For a spectacular bird’s-eye view of the castle, venture up to Dun Na Cuaiche, Gaelic for ‘The Hill of the Cup or Bowl.’ At its summit stands a Gothic folly watchtower, erected in 1748. While initially believed to serve a purely decorative function, the tower remains a tangible symbol of the enduring legacy of the Campbell family in the region.
Scotland’s landscape hosts many incredible castles, each narrating tales of valor, intrigue, and enduring heritage. From the eerie ruins of Kilchurn Castle to the resilient bastions of Dunnottar Castle, these architectural marvels beckon travelers to immerse themselves in Scotland’s rich history and legend.
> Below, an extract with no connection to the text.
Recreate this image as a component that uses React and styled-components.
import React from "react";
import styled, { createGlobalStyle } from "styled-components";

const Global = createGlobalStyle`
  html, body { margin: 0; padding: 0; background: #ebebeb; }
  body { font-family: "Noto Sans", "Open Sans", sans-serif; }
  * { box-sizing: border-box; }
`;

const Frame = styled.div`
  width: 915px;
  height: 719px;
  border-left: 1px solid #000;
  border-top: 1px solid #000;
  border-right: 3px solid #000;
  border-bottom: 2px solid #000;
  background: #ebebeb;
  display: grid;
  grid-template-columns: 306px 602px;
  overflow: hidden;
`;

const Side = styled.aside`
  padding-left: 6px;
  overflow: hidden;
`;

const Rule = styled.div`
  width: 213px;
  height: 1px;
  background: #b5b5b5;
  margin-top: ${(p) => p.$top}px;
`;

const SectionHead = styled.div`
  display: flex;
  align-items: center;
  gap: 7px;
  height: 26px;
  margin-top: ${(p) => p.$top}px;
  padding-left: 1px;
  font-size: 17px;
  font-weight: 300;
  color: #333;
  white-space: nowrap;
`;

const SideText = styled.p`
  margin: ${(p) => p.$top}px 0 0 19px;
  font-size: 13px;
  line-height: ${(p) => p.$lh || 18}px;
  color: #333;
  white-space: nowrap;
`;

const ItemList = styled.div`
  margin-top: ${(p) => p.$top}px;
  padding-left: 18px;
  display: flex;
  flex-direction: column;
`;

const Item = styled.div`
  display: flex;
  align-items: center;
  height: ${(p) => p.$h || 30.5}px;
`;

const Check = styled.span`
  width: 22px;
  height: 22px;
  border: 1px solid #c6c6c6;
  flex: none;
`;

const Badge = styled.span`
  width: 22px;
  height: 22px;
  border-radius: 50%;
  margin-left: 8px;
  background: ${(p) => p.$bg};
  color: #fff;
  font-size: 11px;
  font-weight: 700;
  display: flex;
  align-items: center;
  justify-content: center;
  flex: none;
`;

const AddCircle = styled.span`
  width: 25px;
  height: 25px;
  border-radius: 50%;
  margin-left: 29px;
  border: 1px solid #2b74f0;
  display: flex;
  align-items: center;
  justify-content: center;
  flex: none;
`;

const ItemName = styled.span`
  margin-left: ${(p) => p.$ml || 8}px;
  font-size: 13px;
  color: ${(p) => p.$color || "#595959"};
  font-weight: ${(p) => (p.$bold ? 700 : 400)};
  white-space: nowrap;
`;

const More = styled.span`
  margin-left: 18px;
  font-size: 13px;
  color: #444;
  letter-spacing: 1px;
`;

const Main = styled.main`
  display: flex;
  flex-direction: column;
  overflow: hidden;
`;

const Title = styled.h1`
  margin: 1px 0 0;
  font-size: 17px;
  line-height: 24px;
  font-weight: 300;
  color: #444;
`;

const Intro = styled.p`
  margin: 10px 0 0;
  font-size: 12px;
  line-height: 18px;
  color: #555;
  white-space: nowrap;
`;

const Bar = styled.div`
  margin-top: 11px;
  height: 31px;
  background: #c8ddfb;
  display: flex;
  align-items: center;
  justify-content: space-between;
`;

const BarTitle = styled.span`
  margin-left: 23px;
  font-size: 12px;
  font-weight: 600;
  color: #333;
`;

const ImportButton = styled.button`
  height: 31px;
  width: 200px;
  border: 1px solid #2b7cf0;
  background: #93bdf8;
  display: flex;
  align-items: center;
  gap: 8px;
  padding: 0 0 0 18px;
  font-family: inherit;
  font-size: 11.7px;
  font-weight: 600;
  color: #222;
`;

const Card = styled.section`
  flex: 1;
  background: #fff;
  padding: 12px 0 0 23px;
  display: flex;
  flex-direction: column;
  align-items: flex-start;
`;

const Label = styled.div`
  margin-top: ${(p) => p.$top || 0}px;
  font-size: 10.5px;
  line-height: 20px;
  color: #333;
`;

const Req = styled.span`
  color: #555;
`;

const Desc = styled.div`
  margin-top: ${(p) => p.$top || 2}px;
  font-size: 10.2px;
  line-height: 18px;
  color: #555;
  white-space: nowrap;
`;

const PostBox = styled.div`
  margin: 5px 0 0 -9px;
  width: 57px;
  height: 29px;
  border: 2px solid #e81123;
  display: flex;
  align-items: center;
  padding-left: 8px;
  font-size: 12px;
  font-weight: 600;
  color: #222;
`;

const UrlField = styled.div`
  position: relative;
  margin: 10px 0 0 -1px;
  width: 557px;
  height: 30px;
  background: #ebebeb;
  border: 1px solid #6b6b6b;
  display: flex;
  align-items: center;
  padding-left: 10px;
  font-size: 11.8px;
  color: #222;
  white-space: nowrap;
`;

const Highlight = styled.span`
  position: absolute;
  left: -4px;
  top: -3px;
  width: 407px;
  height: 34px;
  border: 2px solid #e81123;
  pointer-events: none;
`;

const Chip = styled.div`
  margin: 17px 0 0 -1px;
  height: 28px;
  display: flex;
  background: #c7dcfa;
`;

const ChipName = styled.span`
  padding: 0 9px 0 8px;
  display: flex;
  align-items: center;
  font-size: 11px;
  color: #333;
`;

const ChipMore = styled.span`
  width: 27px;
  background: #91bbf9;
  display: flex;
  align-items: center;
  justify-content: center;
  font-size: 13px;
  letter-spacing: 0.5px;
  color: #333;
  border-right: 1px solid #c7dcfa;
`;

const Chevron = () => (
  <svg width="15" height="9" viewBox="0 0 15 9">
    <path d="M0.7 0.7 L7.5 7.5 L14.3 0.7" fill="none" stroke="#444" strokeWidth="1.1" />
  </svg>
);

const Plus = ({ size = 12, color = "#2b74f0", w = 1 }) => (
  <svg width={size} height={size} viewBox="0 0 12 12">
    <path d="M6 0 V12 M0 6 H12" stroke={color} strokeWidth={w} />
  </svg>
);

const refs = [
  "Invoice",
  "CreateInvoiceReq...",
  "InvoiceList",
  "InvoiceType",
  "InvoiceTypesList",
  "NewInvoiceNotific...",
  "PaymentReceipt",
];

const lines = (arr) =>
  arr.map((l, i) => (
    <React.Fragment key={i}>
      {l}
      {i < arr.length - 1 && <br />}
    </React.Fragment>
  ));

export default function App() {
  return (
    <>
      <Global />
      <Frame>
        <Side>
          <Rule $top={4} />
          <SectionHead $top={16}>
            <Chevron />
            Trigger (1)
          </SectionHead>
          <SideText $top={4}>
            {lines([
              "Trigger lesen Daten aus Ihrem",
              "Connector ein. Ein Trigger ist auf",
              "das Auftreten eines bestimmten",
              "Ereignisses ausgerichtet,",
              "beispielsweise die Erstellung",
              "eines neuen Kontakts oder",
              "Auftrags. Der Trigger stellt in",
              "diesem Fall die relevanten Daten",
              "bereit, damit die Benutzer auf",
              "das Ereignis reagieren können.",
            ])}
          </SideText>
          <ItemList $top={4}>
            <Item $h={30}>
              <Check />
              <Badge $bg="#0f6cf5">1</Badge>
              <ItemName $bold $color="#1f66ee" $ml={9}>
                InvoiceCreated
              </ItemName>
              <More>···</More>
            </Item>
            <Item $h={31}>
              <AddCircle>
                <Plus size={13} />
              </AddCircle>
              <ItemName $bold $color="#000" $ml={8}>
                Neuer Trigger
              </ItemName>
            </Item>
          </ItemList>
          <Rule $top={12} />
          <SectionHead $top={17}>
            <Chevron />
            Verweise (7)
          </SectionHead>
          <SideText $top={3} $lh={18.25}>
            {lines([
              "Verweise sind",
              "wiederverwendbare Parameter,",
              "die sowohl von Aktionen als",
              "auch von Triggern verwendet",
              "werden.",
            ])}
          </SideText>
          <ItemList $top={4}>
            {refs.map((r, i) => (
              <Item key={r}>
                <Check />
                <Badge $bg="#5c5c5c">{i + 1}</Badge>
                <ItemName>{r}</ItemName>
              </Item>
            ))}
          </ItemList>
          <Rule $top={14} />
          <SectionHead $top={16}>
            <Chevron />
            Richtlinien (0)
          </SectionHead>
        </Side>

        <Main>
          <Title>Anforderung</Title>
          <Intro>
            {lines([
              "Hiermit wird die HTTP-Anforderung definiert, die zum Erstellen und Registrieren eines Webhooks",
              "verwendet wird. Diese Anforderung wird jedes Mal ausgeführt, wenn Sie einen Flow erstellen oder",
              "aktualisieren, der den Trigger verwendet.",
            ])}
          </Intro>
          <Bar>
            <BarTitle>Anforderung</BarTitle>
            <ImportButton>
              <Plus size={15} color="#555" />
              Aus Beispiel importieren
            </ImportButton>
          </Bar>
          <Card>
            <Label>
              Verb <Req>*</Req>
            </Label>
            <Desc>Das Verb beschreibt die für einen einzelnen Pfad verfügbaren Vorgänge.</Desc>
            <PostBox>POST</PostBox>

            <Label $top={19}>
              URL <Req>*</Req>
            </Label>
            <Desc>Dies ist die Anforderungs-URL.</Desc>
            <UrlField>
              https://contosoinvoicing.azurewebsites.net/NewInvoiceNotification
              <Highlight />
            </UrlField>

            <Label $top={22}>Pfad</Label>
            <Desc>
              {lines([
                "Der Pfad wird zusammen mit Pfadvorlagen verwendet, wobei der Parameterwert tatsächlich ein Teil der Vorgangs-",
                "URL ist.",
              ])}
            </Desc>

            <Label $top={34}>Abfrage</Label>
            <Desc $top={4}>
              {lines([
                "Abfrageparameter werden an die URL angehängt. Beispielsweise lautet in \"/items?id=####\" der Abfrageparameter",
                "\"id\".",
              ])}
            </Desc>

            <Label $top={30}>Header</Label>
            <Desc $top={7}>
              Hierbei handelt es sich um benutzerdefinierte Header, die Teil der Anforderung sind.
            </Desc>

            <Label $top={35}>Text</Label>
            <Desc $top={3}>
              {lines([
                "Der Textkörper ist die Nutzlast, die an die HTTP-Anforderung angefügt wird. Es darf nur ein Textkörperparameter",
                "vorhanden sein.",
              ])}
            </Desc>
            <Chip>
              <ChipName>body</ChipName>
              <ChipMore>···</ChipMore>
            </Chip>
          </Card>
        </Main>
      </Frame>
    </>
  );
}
As we conclude our exploration of Scotland’s most stunning castles, we invite you, to reflect on your own encounters with these magnificent structures. Which castle captured your imagination? Was it the rugged beauty of Tantallon, the haunting allure of Glamis, or perhaps the iconic presence of Eilean Donan? Share with us your favourite castle and the memories it holds for you.
For those eager to embark on their own Scotland castle tour whether you’re a history enthusiast, a photography buff, or simply a lover of scenic landscapes, touring castles offers an unforgettable journey through Scotland’s cultural and architectural heritage.
Thank you for joining us on this journey. May these ancient fortresses continue to inspire wonder and admiration for generations to come.